Write out the material again exactly, please, and omit the pictures.

— START Data for this task —

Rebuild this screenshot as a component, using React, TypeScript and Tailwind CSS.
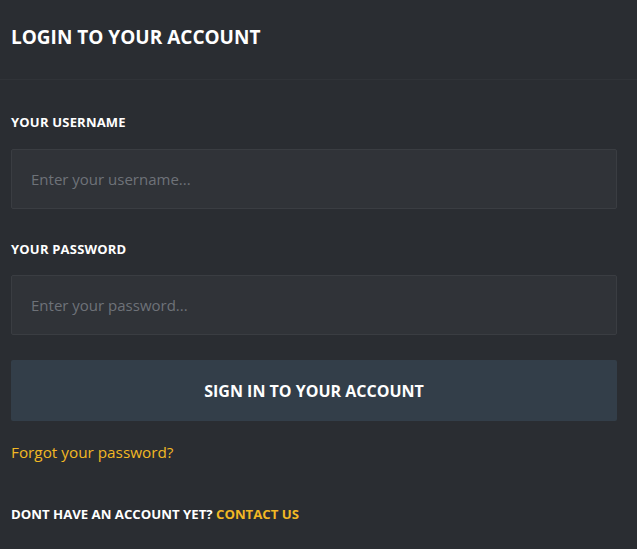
export default function App() {
  const font = { fontFamily: '"Open Sans", "Liberation Sans", sans-serif' };
  return (
    <div className="min-h-[549px] w-full bg-[#2a2d32] text-white" style={font}>
      <div className="flex h-[80px] items-center border-b border-[#303338] px-[11px] pb-[6px]">
        <h1 className="text-[19px] font-bold leading-[24px] tracking-[0px]">LOGIN TO YOUR ACCOUNT</h1>
      </div>
      <form className="flex flex-col px-[11px] pt-[34px]" onSubmit={(e) => e.preventDefault()}>
        <label className="text-[13px] font-bold leading-[16px] tracking-[0.2px]">YOUR USERNAME</label>
        <input
          className="mt-[19px] h-[60px] w-[606px] rounded-[2px] border border-[#3a3d42] bg-[#303338] px-[19px] text-[15px] text-white outline-none placeholder:text-[#6e7278]"
          placeholder="Enter your username..."
        />
        <label className="mt-[32px] text-[13px] font-bold leading-[16px] tracking-[0.2px]">YOUR PASSWORD</label>
        <input
          type="password"
          className="mt-[18px] h-[60px] w-[606px] rounded-[2px] border border-[#3a3d42] bg-[#303338] px-[19px] text-[15px] text-white outline-none placeholder:text-[#6e7278]"
          placeholder="Enter your password..."
        />
        <button
          type="submit"
          className="mt-[25px] h-[61px] w-[606px] rounded-[2px] bg-[#333e49] text-[16px] font-bold"
        >
          SIGN IN TO YOUR ACCOUNT
        </button>
        <a className="mt-[20px] text-[15.3px] leading-[22px] text-[#f2b824]">Forgot your password?</a>
        <p className="mt-[43px] text-[13.2px] font-bold leading-[16px]">
          DONT HAVE AN ACCOUNT YET? <span className="text-[#f2b824]">CONTACT US</span>
        </p>
      </form>
    </div>
  );
}
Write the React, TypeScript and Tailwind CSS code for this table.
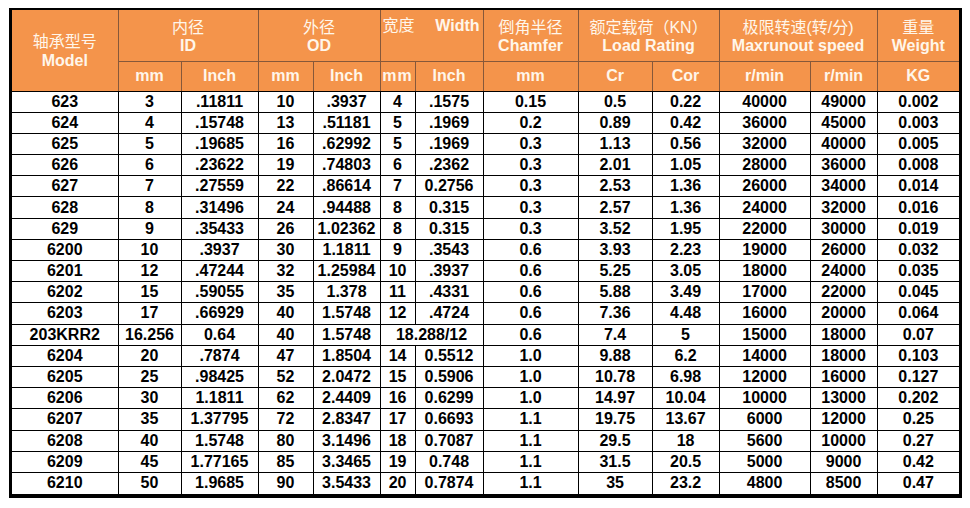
const rows: (string | number)[][] = [
  ["623", "3", ".11811", "10", ".3937", "4", ".1575", "0.15", "0.5", "0.22", "40000", "49000", "0.002"],
  ["624", "4", ".15748", "13", ".51181", "5", ".1969", "0.2", "0.89", "0.42", "36000", "45000", "0.003"],
  ["625", "5", ".19685", "16", ".62992", "5", ".1969", "0.3", "1.13", "0.56", "32000", "40000", "0.005"],
  ["626", "6", ".23622", "19", ".74803", "6", ".2362", "0.3", "2.01", "1.05", "28000", "36000", "0.008"],
  ["627", "7", ".27559", "22", ".86614", "7", "0.2756", "0.3", "2.53", "1.36", "26000", "34000", "0.014"],
  ["628", "8", ".31496", "24", ".94488", "8", "0.315", "0.3", "2.57", "1.36", "24000", "32000", "0.016"],
  ["629", "9", ".35433", "26", "1.02362", "8", "0.315", "0.3", "3.52", "1.95", "22000", "30000", "0.019"],
  ["6200", "10", ".3937", "30", "1.1811", "9", ".3543", "0.6", "3.93", "2.23", "19000", "26000", "0.032"],
  ["6201", "12", ".47244", "32", "1.25984", "10", ".3937", "0.6", "5.25", "3.05", "18000", "24000", "0.035"],
  ["6202", "15", ".59055", "35", "1.378", "11", ".4331", "0.6", "5.88", "3.49", "17000", "22000", "0.045"],
  ["6203", "17", ".66929", "40", "1.5748", "12", ".4724", "0.6", "7.36", "4.48", "16000", "20000", "0.064"],
  ["203KRR2", "16.256", "0.64", "40", "1.5748", "18.288/12", "0.6", "7.4", "5", "15000", "18000", "0.07"],
  ["6204", "20", ".7874", "47", "1.8504", "14", "0.5512", "1.0", "9.88", "6.2", "14000", "18000", "0.103"],
  ["6205", "25", ".98425", "52", "2.0472", "15", "0.5906", "1.0", "10.78", "6.98", "12000", "16000", "0.127"],
  ["6206", "30", "1.1811", "62", "2.4409", "16", "0.6299", "1.0", "14.97", "10.04", "10000", "13000", "0.202"],
  ["6207", "35", "1.37795", "72", "2.8347", "17", "0.6693", "1.1", "19.75", "13.67", "6000", "12000", "0.25"],
  ["6208", "40", "1.5748", "80", "3.1496", "18", "0.7087", "1.1", "29.5", "18", "5600", "10000", "0.27"],
  ["6209", "45", "1.77165", "85", "3.3465", "19", "0.748", "1.1", "31.5", "20.5", "5000", "9000", "0.42"],
  ["6210", "50", "1.9685", "90", "3.5433", "20", "0.7874", "1.1", "35", "23.2", "4800", "8500", "0.47"],
];

const colWidths = [106, 63, 77, 55, 67, 35, 68, 95, 74, 67, 91, 67, 82];

const subHeads = ["mm", "Inch", "mm", "Inch", "mm", "Inch", "mm", "Cr", "Cor", "r/min", "r/min", "KG"];

const groups = [
  { zh: "内径", en: "ID", span: 2 },
  { zh: "外径", en: "OD", span: 2 },
  { zh: "宽度", en: "Width", span: 2, inline: true },
  { zh: "倒角半径", en: "Chamfer", span: 1 },
  { zh: "额定载荷（KN）", en: "Load Rating", span: 2 },
  { zh: "极限转速(转/分)", en: "Maxrunout speed", span: 2 },
  { zh: "重量", en: "Weight", span: 1 },
];

function HeadCell({ zh, en, span, inline }: { zh: string; en: string; span: number; inline?: boolean }) {
  return (
    <th colSpan={span} className="h-[51px] border border-[#86583a] p-0 align-middle font-bold">
      {inline ? (
        <div className="flex h-full items-start justify-between pt-[6px] pr-[3px] pl-[2px] leading-[20px]">
          <span className="font-normal">{zh}</span>
          <span>{en}</span>
        </div>
      ) : (
        <div className="flex flex-col items-center">
          <span className="leading-[22px] font-normal">{zh}</span>
          <span className="leading-[14px]">{en}</span>
        </div>
      )}
    </th>
  );
}

export default function App() {
  return (
    <div className="min-h-[508px] w-[970px] bg-white pt-[8px] pl-[9px]">
      <div className="w-[953px] border-t-2 border-r-[3px] border-b-[4px] border-l-[3px] border-black">
        <table
          className="w-[947px] table-fixed border-collapse border-hidden text-[16px] font-bold"
          style={{ fontFamily: '"Liberation Sans", Arial, "Noto Sans CJK SC", sans-serif' }}
        >
          <colgroup>
            {colWidths.map((w, i) => (
              <col key={i} style={{ width: w }} />
            ))}
          </colgroup>
          <thead className="bg-[#f4944b] text-[#fff6ea]">
            <tr>
              <th rowSpan={2} className="border border-[#86583a] border-b-black p-0 align-middle">
                <div className="flex flex-col items-center pt-[1px] leading-[19px]">
                  <span className="font-normal">轴承型号</span>
                  <span>Model</span>
                </div>
              </th>
              {groups.map((g) => (
                <HeadCell key={g.en} {...g} />
              ))}
            </tr>
            <tr>
              {subHeads.map((s, i) => (
                <th
                  key={i}
                  className={`h-[30px] border border-[#86583a] border-b-black p-0 leading-none ${
                    i === 4 ? "tracking-[1px]" : ""
                  }`}
                >
                  {s}
                </th>
              ))}
            </tr>
          </thead>
          <tbody className="text-black">
            {rows.map((r, ri) => (
              <tr key={ri} className="h-[21.2px]">
                {r.map((c, ci) => (
                  <td
                    key={ci}
                    colSpan={r.length === 12 && ci === 5 ? 2 : 1}
                    className="border border-black p-0 text-center leading-[20px] whitespace-nowrap"
                  >
                    {c}
                  </td>
                ))}
              </tr>
            ))}
          </tbody>
        </table>
      </div>
    </div>
  );
}
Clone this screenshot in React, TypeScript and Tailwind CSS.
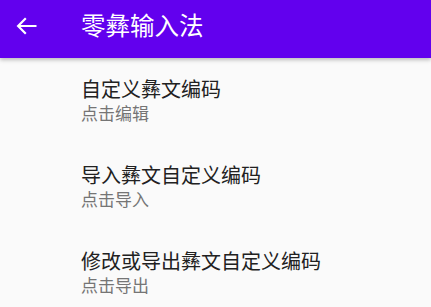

— END Data for this task —

• [Solution for this exercise]:
Rebuild this screenshot as a component, using React, TypeScript and Tailwind CSS.
export default function App() {
  const font = { fontFamily: '"Open Sans", "Liberation Sans", sans-serif' };
  return (
    <div className="min-h-[549px] w-full bg-[#2a2d32] text-white" style={font}>
      <div className="flex h-[80px] items-center border-b border-[#303338] px-[11px] pb-[6px]">
        <h1 className="text-[19px] font-bold leading-[24px] tracking-[0px]">LOGIN TO YOUR ACCOUNT</h1>
      </div>
      <form className="flex flex-col px-[11px] pt-[34px]" onSubmit={(e) => e.preventDefault()}>
        <label className="text-[13px] font-bold leading-[16px] tracking-[0.2px]">YOUR USERNAME</label>
        <input
          className="mt-[19px] h-[60px] w-[606px] rounded-[2px] border border-[#3a3d42] bg-[#303338] px-[19px] text-[15px] text-white outline-none placeholder:text-[#6e7278]"
          placeholder="Enter your username..."
        />
        <label className="mt-[32px] text-[13px] font-bold leading-[16px] tracking-[0.2px]">YOUR PASSWORD</label>
        <input
          type="password"
          className="mt-[18px] h-[60px] w-[606px] rounded-[2px] border border-[#3a3d42] bg-[#303338] px-[19px] text-[15px] text-white outline-none placeholder:text-[#6e7278]"
          placeholder="Enter your password..."
        />
        <button
          type="submit"
          className="mt-[25px] h-[61px] w-[606px] rounded-[2px] bg-[#333e49] text-[16px] font-bold"
        >
          SIGN IN TO YOUR ACCOUNT
        </button>
        <a className="mt-[20px] text-[15.3px] leading-[22px] text-[#f2b824]">Forgot your password?</a>
        <p className="mt-[43px] text-[13.2px] font-bold leading-[16px]">
          DONT HAVE AN ACCOUNT YET? <span className="text-[#f2b824]">CONTACT US</span>
        </p>
      </form>
    </div>
  );
}
Write the React, TypeScript and Tailwind CSS code for this table.
const rows: (string | number)[][] = [
  ["623", "3", ".11811", "10", ".3937", "4", ".1575", "0.15", "0.5", "0.22", "40000", "49000", "0.002"],
  ["624", "4", ".15748", "13", ".51181", "5", ".1969", "0.2", "0.89", "0.42", "36000", "45000", "0.003"],
  ["625", "5", ".19685", "16", ".62992", "5", ".1969", "0.3", "1.13", "0.56", "32000", "40000", "0.005"],
  ["626", "6", ".23622", "19", ".74803", "6", ".2362", "0.3", "2.01", "1.05", "28000", "36000", "0.008"],
  ["627", "7", ".27559", "22", ".86614", "7", "0.2756", "0.3", "2.53", "1.36", "26000", "34000", "0.014"],
  ["628", "8", ".31496", "24", ".94488", "8", "0.315", "0.3", "2.57", "1.36", "24000", "32000", "0.016"],
  ["629", "9", ".35433", "26", "1.02362", "8", "0.315", "0.3", "3.52", "1.95", "22000", "30000", "0.019"],
  ["6200", "10", ".3937", "30", "1.1811", "9", ".3543", "0.6", "3.93", "2.23", "19000", "26000", "0.032"],
  ["6201", "12", ".47244", "32", "1.25984", "10", ".3937", "0.6", "5.25", "3.05", "18000", "24000", "0.035"],
  ["6202", "15", ".59055", "35", "1.378", "11", ".4331", "0.6", "5.88", "3.49", "17000", "22000", "0.045"],
  ["6203", "17", ".66929", "40", "1.5748", "12", ".4724", "0.6", "7.36", "4.48", "16000", "20000", "0.064"],
  ["203KRR2", "16.256", "0.64", "40", "1.5748", "18.288/12", "0.6", "7.4", "5", "15000", "18000", "0.07"],
  ["6204", "20", ".7874", "47", "1.8504", "14", "0.5512", "1.0", "9.88", "6.2", "14000", "18000", "0.103"],
  ["6205", "25", ".98425", "52", "2.0472", "15", "0.5906", "1.0", "10.78", "6.98", "12000", "16000", "0.127"],
  ["6206", "30", "1.1811", "62", "2.4409", "16", "0.6299", "1.0", "14.97", "10.04", "10000", "13000", "0.202"],
  ["6207", "35", "1.37795", "72", "2.8347", "17", "0.6693", "1.1", "19.75", "13.67", "6000", "12000", "0.25"],
  ["6208", "40", "1.5748", "80", "3.1496", "18", "0.7087", "1.1", "29.5", "18", "5600", "10000", "0.27"],
  ["6209", "45", "1.77165", "85", "3.3465", "19", "0.748", "1.1", "31.5", "20.5", "5000", "9000", "0.42"],
  ["6210", "50", "1.9685", "90", "3.5433", "20", "0.7874", "1.1", "35", "23.2", "4800", "8500", "0.47"],
];

const colWidths = [106, 63, 77, 55, 67, 35, 68, 95, 74, 67, 91, 67, 82];

const subHeads = ["mm", "Inch", "mm", "Inch", "mm", "Inch", "mm", "Cr", "Cor", "r/min", "r/min", "KG"];

const groups = [
  { zh: "内径", en: "ID", span: 2 },
  { zh: "外径", en: "OD", span: 2 },
  { zh: "宽度", en: "Width", span: 2, inline: true },
  { zh: "倒角半径", en: "Chamfer", span: 1 },
  { zh: "额定载荷（KN）", en: "Load Rating", span: 2 },
  { zh: "极限转速(转/分)", en: "Maxrunout speed", span: 2 },
  { zh: "重量", en: "Weight", span: 1 },
];

function HeadCell({ zh, en, span, inline }: { zh: string; en: string; span: number; inline?: boolean }) {
  return (
    <th colSpan={span} className="h-[51px] border border-[#86583a] p-0 align-middle font-bold">
      {inline ? (
        <div className="flex h-full items-start justify-between pt-[6px] pr-[3px] pl-[2px] leading-[20px]">
          <span className="font-normal">{zh}</span>
          <span>{en}</span>
        </div>
      ) : (
        <div className="flex flex-col items-center">
          <span className="leading-[22px] font-normal">{zh}</span>
          <span className="leading-[14px]">{en}</span>
        </div>
      )}
    </th>
  );
}

export default function App() {
  return (
    <div className="min-h-[508px] w-[970px] bg-white pt-[8px] pl-[9px]">
      <div className="w-[953px] border-t-2 border-r-[3px] border-b-[4px] border-l-[3px] border-black">
        <table
          className="w-[947px] table-fixed border-collapse border-hidden text-[16px] font-bold"
          style={{ fontFamily: '"Liberation Sans", Arial, "Noto Sans CJK SC", sans-serif' }}
        >
          <colgroup>
            {colWidths.map((w, i) => (
              <col key={i} style={{ width: w }} />
            ))}
          </colgroup>
          <thead className="bg-[#f4944b] text-[#fff6ea]">
            <tr>
              <th rowSpan={2} className="border border-[#86583a] border-b-black p-0 align-middle">
                <div className="flex flex-col items-center pt-[1px] leading-[19px]">
                  <span className="font-normal">轴承型号</span>
                  <span>Model</span>
                </div>
              </th>
              {groups.map((g) => (
                <HeadCell key={g.en} {...g} />
              ))}
            </tr>
            <tr>
              {subHeads.map((s, i) => (
                <th
                  key={i}
                  className={`h-[30px] border border-[#86583a] border-b-black p-0 leading-none ${
                    i === 4 ? "tracking-[1px]" : ""
                  }`}
                >
                  {s}
                </th>
              ))}
            </tr>
          </thead>
          <tbody className="text-black">
            {rows.map((r, ri) => (
              <tr key={ri} className="h-[21.2px]">
                {r.map((c, ci) => (
                  <td
                    key={ci}
                    colSpan={r.length === 12 && ci === 5 ? 2 : 1}
                    className="border border-black p-0 text-center leading-[20px] whitespace-nowrap"
                  >
                    {c}
                  </td>
                ))}
              </tr>
            ))}
          </tbody>
        </table>
      </div>
    </div>
  );
}
Clone this screenshot in React, TypeScript and Tailwind CSS.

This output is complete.